Lori Wildenberg April 15, 2013 at 1:36 pm

I love this. I really love this. I love the way you love your child. I love the way you help her love herself. I love the way you remind her how much God loves her. Love….love is the most excellent way to parent. And you, my friend, have that down!


Heather April 15, 2013 at 9:51 pm

Lori, Thank you. 🙂 We have to learn to love ourselves, flaws, imperfections and all. If we were perfect, we would not need God.


Carol April 15, 2013 at 2:43 pm

“How do I encourage her when I don’t understand how she sees her world? How can I cheer her on if she cannot believe in herself? All I can do is love her the best I can while leading her through God’s word and pray that God reveals to [her] the beauty and a strength that she holds all on her own.” These words brought tears to my eyes as they directly speak what my heart feels with regard to my own daughter and her challenges. Thank you for this post.


Heather April 15, 2013 at 9:53 pm

HUGE hugs to you. Motherhood isn’t easy and at times I’d love to have a manual but I think that’s the beauty of it. Our daughters and our own spirits grow in the deepest valleys, in the challenges and struggles.


Rebecca April 15, 2013 at 2:59 pm

Oh Heather, this is beautiful and heart-breaking all at once. May God bless you and your lovely tall girl!


Heather April 15, 2013 at 9:51 pm

Thank you Rebecca. It’s a part of life isn’t it? I’m thankful my daughter is exactly who she is. God has done SO much through her.


Alexa (Kat) April 16, 2013 at 8:57 pm

This post is so touching. I felt for her, I felt for you. Life can be so tough. Sounds like you are doing well at cheering her on!

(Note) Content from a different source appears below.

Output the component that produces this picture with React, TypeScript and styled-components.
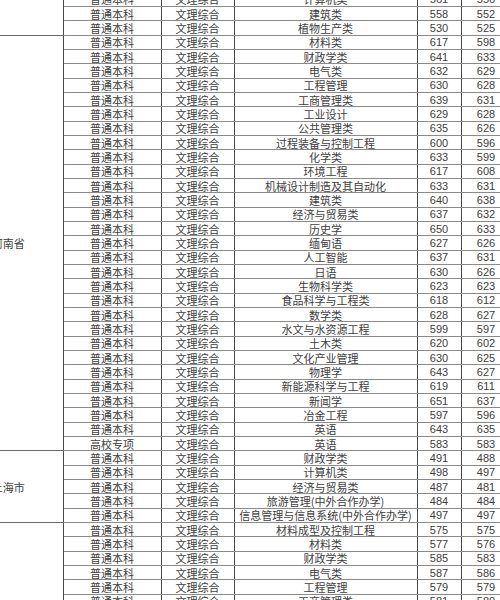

Rachel Cotterill April 20, 2013 at 11:59 am

It’s interesting – you seem to hear of more boys with Aspergers than girls, and I wonder if it’s even harder for girls, because the expectations are different (especially for teens). This is a lovely story and I hope Cheyenne will soon realise what a great person she is – irrespective of how she is expected to interact with the world around her.

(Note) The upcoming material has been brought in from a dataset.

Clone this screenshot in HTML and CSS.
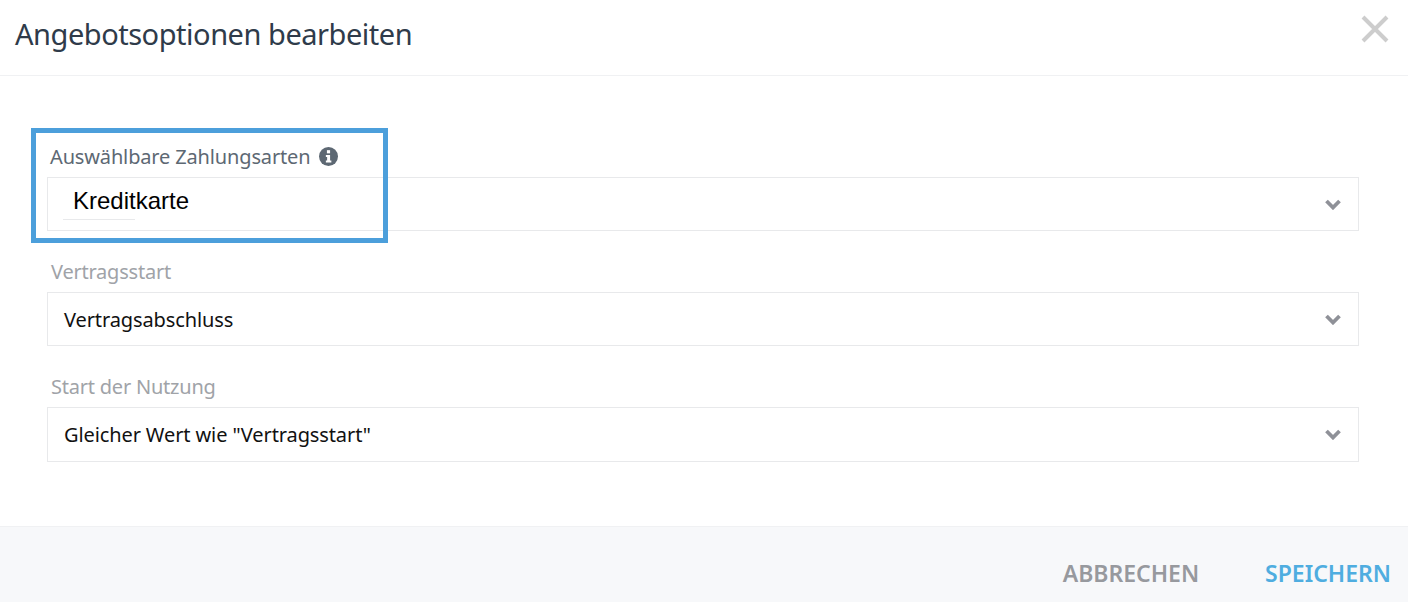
FILE: index.html
```html
<!DOCTYPE html>
<html lang="de">
<head>
<meta charset="UTF-8">
<meta name="viewport" content="width=device-width, initial-scale=1.0">
<title>Angebotsoptionen bearbeiten</title>
<link rel="stylesheet" href="styles.css">
</head>
<body>

<div class="modal">
    <div class="modal-header">
        <h1>Angebotsoptionen bearbeiten</h1>
        <svg class="close" width="28" height="28" viewBox="0 0 28 28"><path d="M2 2L26 26M26 2L2 26"/></svg>
    </div>

    <div class="modal-body">
        <div class="field field-first">
            <label class="label-dark">Auswählbare Zahlungsarten
                <svg class="info" width="19" height="19" viewBox="0 0 18 18"><circle cx="9" cy="9" r="9"/><rect class="info-mark" x="7.5" y="3" width="3" height="3"/><path class="info-mark" d="M6.5 7.5h4v5.2h1.2v2H6.5v-2h1.2V9.5H6.5z"/></svg>
            </label>
            <div class="select">
                <span class="chip">Kreditkarte</span>
                <svg class="chevron" width="16" height="11" viewBox="0 0 16 11"><path d="M1.5 2L8 8.5L14.5 2"/></svg>
            </div>
        </div>
        <div class="field">
            <label>Vertragsstart</label>
            <div class="select">
                <span>Vertragsabschluss</span>
                <svg class="chevron" width="16" height="11" viewBox="0 0 16 11"><path d="M1.5 2L8 8.5L14.5 2"/></svg>
            </div>
        </div>
        <div class="field">
            <label>Start der Nutzung</label>
            <div class="select select-tall">
                <span>Gleicher Wert wie "Vertragsstart"</span>
                <svg class="chevron" width="16" height="11" viewBox="0 0 16 11"><path d="M1.5 2L8 8.5L14.5 2"/></svg>
            </div>
        </div>
        <div class="highlight"></div>
    </div>

    <div class="modal-footer">
        <button class="btn-cancel">ABBRECHEN</button>
        <button class="btn-save">SPEICHERN</button>
    </div>
</div>

</body>
</html>
```

FILE: styles.css
```css
* {
    box-sizing: border-box;
}
body {
    margin: 0;
    background: #fff;
    font-family: "Noto Sans", Arial, sans-serif;
}
.modal {
    display: flex;
    flex-direction: column;
    height: 602px;
}
.modal-header {
    display: flex;
    justify-content: space-between;
    align-items: center;
    height: 76px;
    padding: 0 19px 9px 15px;
    border-bottom: 1px solid #f0f1f3;
}
.modal-header h1 {
    margin: 0;
    font-size: 29px;
    font-weight: 400;
    color: #2f3b4a;
    letter-spacing: -0.47px;
}
.close {
    margin-top: -8px;
}
.close path {
    fill: none;
    stroke: #cdcdcd;
    stroke-width: 4;
}
.modal-body {
    position: relative;
    flex: 1;
    padding: 65px 49px 0 47px;
}
.field {
    margin-bottom: 15px;
}
.field label {
    display: flex;
    align-items: center;
    gap: 9px;
    height: 46px;
    padding: 5px 0 0 4px;
    font-size: 20px;
    color: #a0a3a8;
    letter-spacing: -0.22px;
}
.field-first label {
    height: 36px;
    padding: 0 0 6px 3px;
    color: #5d6873;
    letter-spacing: -0.15px;
}
.info circle {
    fill: #5d6873;
}
.info .info-mark {
    fill: #fff;
}
.select {
    display: flex;
    justify-content: space-between;
    align-items: center;
    height: 54px;
    padding: 0 17px 0 16px;
    border: 1px solid #e8e9eb;
    font-size: 20px;
    color: #111;
    letter-spacing: -0.11px;
}
.select-tall {
    height: 55px;
}
.chip {
    margin: 0 0 3px -1px;
    padding: 0 0 3px 10px;
    width: 72px;
    border-bottom: 1px solid #e8e9eb;
    font-family: "Liberation Sans", Arial, sans-serif;
    font-size: 24px;
    line-height: 30px;
    letter-spacing: 0;
    white-space: nowrap;
    color: #000;
}
.chevron path {
    fill: none;
    stroke: #8f9198;
    stroke-width: 3.8;
}
.highlight {
    position: absolute;
    left: 31px;
    top: 52px;
    width: 357px;
    height: 115px;
    border: 5px solid #4c9fdb;
}
.modal-footer {
    display: flex;
    justify-content: flex-end;
    align-items: center;
    gap: 66px;
    height: 76px;
    padding: 16px 17px 0 0;
    background: #f7f8fa;
    border-top: 1px solid #f0f1f3;
}
.modal-footer button {
    padding: 0;
    border: 0;
    background: none;
    font-family: "Noto Sans", Arial, sans-serif;
    font-size: 23px;
    font-weight: 600;
    letter-spacing: -0.02px;
}
.btn-cancel {
    color: #97999e;
}
.btn-save {
    color: #4fade0;
}
```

Ava May 24, 2013 at 7:49 am

Family Support is very much important for the people with Aspergers.
An aspie is sometimes unable to express what he or she feels but the family members are the one who understand them an support them in every phase of life.
This was a wonderful story on life with aspergers and was inspirational too.
I loved reading this post.


pruningprincesses May 28, 2013 at 8:08 pm

Hi Ava, Heather’s post was wonderfully real. I really enjoyed her writing too. Thanks for stopping by.